The U.S. Department of Commerce last week assessed preliminary DRAM dumping duties of 4.96% to 30.89% against the four Taiwanese companies that import the most DRAMs into the United States.
Mosel-Vitelic Inc. was hit hardest, with a 30.89% penalty, while Vanguard International Semiconductor Corp. was assessed preliminary duties of 10.36%, Nanya Technology Corp. 9.03%, and Ertron 4.96%.
The Commerce Department also levied penalty duties of 16.65% against all other DRAM suppliers to the United States, including Japanese and U.S. companies that use Taiwanese foundries. The department said Taiwan's foundries themselves aren't included in the dumping case, only their DRAM customers.
Commerce will make a final decision by the end of September, with likely adjustments or reductions to the preliminary tariffs.
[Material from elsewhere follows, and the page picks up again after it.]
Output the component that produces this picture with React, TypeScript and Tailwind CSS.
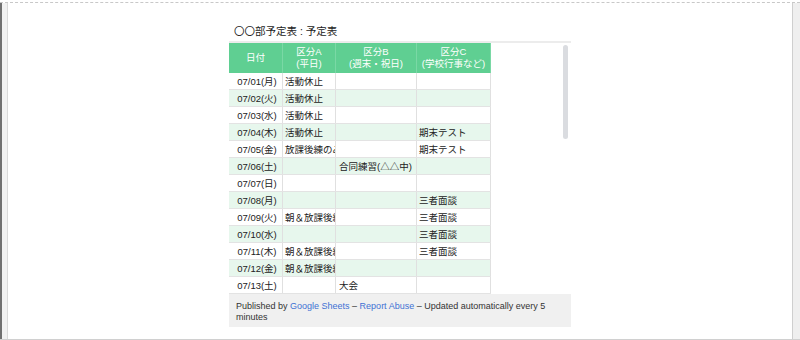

Before the dumping duties go into effect, the International Trade Commission must rule that the U.S. DRAM industry has been materially injured.
The dumping charges were filed in October 1998 by Micron Technology Inc., which alleged that Taiwan's chip makers had damaged its business by selling DRAMs in the United States below cost.
The four Taiwanese memory companies vowed they would fight final dumping penalties. "We will never give up the U.S. market," said Charles Kau, executive vice president of Nanya.
Mosel-Vitelic will try to get its penalty reduced or eliminated, said William Chen, executive vice president. Even if hit with final penalty tariffs, Mosel-Vitelic will work with alliance partners to divert DRAM shipments to locations outside the United States, he said.
Taiwan is not a major DRAM exporter to the United States, having only an estimated 7% market share in this country, according to Brian Matas, an analyst with IC Insights Inc., Scottsdale, Ariz.
But Steven R. Appleton, chairman, president, and chief executive of Boise, Idaho-based Micron, said the purpose was not only to punish Taiwanese chip makers for dumping, but to send a clear warning that they shouldn't expand their DRAM capacity further in a glutted global market.
However, the continuing plunge of DRAM prices may be having a more immediate effect on some Taiwan-based producers than the threat of future dumping duties.
Acer Semiconductor Manufacturing Inc., for example, has already decided to slash DRAM production by 75%. "The DRAM business is too risky," said Teddy Lu, executive vice president of ASMI, which lost $150 million last year.
Taiwan filed its own suit against U.S. DRAM makers two months ago, charging those companies had dumped products in Taiwan.
Micron's Appleton called the suit an act of retaliation. "Even if dumping penalties were levied against Micron exports from the U.S.," Appleton said, "we would simply ship to Taiwan from our other plants in Europe, Japan, and Singapore."